So beschreiben EU-Kommissare derzeit die Stimmung im Brüsseler Machtzentrum. Offiziell wird am Ja der Iren natürlich nicht gezweifelt und jeder Gedanke an einen „Plan B“ verworfen, ein Plan für den Fall, dass die Antwort der knapp drei Millionen Stimmberechtigten doch Nein lauten sollte. Doch in den Schubladen der Strategen liegen bereits verschiedene Antworten.
Nach dem doppelten Nein aus Frankreich und den Niederlanden sei der Reformvertrag eigentlich schon Plan B, und wenn der nun auch abgelehnt werde, könne man nicht mehr so weitermachen wie bisher. „Nizza Reloaded“ würde aus vielen Menschen, die der EU bisher neutral bis positiv gegenüberstanden, EU-Gegner machen.

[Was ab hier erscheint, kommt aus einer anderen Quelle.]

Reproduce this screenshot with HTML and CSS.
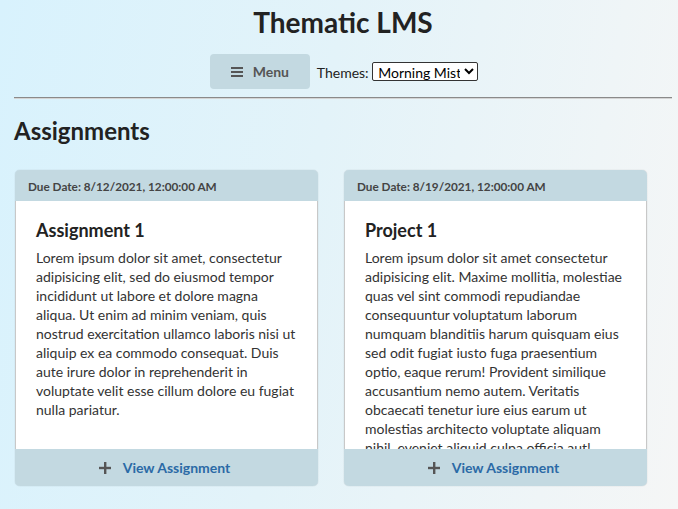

Darüber hinaus gibt es kaum einen irischen Spitzenpolitiker, der nicht eine zweite Abstimmung nachdrücklich ausgeschlossen hätte.
Diese Spielart eines Nein läuft auf ein Europa der zwei Geschwindigkeiten hinaus: Länder, die in einer Kern-EU eine größere Integrationstiefe anstreben, und Länder, die vielleicht mit einer Handelsunion zufrieden sind. Diese Möglichkeit ließe auch Großbritannien die Türe für eine Volksabstimmung und das dann zu erwartende Nein offen: Es gilt in Brüssel als offenes Geheimnis, dass die Regierung in London bei einem irischen Nein schon aus Überlebensgründen auch eine Abstimmung ansetzen müsste.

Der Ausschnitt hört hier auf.